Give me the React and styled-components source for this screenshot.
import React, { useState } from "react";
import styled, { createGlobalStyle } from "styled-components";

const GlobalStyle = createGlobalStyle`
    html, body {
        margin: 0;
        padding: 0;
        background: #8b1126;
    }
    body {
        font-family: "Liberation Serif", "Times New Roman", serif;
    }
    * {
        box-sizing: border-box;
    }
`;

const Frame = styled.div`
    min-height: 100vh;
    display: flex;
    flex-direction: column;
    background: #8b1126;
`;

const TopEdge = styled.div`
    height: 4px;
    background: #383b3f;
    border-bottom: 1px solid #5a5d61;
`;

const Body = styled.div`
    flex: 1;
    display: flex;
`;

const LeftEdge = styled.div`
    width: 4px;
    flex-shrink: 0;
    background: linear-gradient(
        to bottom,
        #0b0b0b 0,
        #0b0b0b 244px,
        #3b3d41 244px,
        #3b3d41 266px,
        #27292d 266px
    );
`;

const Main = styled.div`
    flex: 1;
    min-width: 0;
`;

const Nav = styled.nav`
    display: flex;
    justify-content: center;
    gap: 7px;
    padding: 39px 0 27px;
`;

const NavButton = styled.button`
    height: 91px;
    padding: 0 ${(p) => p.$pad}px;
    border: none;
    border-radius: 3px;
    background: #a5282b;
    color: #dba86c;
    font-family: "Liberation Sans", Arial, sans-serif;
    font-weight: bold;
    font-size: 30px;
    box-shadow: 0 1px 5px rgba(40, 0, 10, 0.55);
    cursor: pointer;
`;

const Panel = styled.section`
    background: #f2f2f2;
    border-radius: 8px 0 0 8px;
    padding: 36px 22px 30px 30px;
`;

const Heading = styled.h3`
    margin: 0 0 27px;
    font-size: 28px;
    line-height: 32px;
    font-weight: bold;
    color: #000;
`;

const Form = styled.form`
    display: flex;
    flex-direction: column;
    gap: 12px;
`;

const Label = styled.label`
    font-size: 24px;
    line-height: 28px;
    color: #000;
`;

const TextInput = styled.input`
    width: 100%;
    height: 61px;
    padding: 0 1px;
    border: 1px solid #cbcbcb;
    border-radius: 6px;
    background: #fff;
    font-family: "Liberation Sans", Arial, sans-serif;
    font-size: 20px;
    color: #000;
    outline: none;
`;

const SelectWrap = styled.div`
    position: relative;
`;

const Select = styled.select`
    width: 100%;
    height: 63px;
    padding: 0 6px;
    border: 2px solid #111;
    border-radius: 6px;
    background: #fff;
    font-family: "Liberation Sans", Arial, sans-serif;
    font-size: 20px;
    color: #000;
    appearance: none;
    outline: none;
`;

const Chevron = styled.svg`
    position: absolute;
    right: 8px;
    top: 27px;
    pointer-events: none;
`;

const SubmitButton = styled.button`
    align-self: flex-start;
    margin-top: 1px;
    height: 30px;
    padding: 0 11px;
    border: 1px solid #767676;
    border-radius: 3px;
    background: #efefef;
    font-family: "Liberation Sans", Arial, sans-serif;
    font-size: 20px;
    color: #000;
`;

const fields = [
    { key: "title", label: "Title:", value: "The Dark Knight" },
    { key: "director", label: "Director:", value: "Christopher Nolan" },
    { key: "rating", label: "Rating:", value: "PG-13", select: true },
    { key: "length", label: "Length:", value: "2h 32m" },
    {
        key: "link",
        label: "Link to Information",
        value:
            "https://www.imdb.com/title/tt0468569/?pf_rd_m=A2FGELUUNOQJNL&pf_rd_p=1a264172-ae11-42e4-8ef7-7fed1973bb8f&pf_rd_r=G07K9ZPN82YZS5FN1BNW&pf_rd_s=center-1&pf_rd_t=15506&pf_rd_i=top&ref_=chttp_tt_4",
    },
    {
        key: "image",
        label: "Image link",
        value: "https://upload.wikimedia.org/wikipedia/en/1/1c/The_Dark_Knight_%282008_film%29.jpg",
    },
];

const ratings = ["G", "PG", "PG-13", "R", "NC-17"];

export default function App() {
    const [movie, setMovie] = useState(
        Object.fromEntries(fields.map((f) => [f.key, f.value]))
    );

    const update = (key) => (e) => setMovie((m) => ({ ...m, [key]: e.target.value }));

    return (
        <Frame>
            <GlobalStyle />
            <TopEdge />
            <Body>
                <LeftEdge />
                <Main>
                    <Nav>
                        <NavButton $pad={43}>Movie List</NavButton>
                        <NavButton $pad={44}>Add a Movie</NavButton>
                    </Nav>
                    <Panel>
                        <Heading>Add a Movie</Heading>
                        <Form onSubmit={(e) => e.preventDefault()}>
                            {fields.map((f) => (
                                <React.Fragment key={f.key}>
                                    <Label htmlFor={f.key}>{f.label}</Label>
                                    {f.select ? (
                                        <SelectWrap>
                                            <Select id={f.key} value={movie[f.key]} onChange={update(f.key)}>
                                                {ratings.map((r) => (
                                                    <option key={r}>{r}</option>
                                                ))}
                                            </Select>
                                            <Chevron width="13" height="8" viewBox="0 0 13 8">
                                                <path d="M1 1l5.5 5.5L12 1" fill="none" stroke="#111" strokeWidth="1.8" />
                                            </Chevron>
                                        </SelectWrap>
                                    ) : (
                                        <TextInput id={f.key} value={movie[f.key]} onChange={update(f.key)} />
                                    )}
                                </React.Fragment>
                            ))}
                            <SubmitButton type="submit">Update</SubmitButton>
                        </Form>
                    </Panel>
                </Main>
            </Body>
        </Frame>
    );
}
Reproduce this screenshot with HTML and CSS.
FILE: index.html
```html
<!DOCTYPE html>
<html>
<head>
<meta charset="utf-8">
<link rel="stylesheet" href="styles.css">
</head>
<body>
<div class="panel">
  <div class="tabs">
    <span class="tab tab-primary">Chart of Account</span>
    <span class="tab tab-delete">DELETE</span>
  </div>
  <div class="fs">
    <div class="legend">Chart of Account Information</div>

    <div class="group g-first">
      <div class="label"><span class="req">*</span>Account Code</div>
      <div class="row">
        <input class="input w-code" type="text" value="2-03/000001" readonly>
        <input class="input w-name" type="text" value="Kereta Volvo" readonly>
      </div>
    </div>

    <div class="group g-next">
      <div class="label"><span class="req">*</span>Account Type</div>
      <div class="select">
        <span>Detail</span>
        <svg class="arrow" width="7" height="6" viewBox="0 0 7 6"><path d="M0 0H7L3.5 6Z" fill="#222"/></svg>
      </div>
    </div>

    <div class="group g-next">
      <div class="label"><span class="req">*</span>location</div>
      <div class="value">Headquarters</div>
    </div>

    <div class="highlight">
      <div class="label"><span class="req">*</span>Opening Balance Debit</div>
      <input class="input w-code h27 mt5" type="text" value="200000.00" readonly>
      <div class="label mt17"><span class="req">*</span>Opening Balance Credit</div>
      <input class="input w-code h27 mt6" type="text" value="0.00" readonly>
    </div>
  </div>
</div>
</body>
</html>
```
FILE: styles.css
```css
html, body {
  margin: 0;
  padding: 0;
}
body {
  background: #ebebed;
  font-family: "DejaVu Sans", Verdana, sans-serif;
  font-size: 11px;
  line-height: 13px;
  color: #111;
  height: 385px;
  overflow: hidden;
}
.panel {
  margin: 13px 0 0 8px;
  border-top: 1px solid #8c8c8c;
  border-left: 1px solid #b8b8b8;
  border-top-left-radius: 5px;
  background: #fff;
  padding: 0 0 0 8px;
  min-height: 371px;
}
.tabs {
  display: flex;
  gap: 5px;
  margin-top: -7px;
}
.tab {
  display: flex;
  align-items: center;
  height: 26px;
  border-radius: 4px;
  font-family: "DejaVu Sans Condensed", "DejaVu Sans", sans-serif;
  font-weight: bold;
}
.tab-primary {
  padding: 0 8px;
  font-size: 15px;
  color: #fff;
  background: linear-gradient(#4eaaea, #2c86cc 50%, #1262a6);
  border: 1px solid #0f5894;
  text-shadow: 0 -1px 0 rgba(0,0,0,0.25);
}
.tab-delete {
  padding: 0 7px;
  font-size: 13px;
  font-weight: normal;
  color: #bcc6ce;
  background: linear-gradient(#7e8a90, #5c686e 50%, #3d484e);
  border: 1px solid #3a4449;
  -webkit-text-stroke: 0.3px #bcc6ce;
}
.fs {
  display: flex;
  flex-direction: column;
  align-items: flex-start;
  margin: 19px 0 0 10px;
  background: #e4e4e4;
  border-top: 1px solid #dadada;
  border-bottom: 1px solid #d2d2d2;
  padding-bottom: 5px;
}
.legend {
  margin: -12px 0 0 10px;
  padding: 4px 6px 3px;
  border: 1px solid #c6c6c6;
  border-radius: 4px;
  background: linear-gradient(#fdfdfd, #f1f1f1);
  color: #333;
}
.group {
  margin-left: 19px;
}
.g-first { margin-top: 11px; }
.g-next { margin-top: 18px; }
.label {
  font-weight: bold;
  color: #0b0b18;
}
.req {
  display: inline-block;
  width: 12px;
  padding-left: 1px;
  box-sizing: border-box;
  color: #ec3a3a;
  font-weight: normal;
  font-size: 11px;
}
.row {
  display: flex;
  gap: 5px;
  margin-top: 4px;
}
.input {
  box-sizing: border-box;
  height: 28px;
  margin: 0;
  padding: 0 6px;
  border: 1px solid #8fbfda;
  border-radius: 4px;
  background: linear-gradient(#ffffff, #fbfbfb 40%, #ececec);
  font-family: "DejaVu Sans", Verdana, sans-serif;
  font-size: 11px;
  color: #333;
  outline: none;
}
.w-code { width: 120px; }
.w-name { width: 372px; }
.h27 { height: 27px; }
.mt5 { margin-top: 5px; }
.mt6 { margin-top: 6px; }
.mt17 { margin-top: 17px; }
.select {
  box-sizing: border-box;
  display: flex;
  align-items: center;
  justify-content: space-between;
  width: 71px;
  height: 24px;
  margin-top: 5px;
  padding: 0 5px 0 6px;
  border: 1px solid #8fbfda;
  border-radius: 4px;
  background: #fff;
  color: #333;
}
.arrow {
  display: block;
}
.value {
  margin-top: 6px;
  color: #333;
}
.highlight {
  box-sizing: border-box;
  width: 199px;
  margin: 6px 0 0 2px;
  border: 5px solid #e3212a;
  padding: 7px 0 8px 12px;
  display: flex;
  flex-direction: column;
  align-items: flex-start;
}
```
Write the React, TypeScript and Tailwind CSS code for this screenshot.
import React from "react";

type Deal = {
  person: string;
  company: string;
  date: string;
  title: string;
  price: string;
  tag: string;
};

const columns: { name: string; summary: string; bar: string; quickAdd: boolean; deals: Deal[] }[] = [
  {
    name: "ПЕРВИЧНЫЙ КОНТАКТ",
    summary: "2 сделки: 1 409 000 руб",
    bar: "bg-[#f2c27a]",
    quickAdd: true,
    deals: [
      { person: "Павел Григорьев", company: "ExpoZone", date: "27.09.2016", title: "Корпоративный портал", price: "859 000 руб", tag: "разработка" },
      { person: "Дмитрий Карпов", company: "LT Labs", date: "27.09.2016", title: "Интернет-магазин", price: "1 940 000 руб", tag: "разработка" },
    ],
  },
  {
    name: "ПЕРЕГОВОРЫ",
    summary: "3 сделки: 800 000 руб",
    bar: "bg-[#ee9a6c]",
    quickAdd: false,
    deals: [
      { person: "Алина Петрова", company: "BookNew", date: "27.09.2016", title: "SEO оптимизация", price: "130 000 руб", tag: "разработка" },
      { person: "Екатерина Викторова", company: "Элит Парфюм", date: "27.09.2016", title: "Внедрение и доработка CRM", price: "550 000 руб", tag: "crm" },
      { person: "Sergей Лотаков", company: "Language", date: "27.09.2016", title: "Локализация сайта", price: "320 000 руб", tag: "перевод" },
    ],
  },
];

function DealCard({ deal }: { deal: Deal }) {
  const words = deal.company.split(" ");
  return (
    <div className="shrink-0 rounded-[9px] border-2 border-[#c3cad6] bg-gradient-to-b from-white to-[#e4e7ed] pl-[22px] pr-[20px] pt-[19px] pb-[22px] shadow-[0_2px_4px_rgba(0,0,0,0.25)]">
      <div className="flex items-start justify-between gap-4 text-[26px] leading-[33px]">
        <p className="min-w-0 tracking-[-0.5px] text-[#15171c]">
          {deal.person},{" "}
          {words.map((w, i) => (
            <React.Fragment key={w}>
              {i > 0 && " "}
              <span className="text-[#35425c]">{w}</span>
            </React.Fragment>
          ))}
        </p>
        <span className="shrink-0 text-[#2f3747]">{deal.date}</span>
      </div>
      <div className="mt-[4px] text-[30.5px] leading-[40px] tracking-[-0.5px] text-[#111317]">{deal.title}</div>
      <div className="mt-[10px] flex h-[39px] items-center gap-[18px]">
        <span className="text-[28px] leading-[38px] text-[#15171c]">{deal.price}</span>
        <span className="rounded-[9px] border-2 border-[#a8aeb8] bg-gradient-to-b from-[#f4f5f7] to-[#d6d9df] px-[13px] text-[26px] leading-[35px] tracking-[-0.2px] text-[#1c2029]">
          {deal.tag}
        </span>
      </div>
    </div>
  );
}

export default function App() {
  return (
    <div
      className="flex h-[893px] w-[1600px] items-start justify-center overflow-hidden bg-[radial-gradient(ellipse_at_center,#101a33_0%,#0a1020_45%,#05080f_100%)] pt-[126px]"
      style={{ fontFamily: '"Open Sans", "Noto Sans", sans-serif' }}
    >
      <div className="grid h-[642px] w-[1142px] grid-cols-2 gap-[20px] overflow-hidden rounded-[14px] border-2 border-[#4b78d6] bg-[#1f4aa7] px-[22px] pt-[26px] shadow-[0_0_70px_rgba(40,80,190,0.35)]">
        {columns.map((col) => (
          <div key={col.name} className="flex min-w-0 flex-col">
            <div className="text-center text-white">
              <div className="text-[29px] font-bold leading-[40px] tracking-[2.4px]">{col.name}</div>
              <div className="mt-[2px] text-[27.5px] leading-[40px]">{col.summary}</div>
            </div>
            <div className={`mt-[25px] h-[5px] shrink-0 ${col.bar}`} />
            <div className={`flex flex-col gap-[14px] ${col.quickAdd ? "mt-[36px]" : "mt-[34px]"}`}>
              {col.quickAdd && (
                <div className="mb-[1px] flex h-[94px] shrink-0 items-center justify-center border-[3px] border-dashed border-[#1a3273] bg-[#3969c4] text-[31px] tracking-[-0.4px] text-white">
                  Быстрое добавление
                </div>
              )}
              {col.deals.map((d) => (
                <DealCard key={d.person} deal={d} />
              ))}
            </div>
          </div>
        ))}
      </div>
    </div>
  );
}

• [Requirement] Report all lines of the data above that include the string "components".

• [The response]
Give me the React and styled-components source for this screenshot.
import styled, { createGlobalStyle } from "styled-components";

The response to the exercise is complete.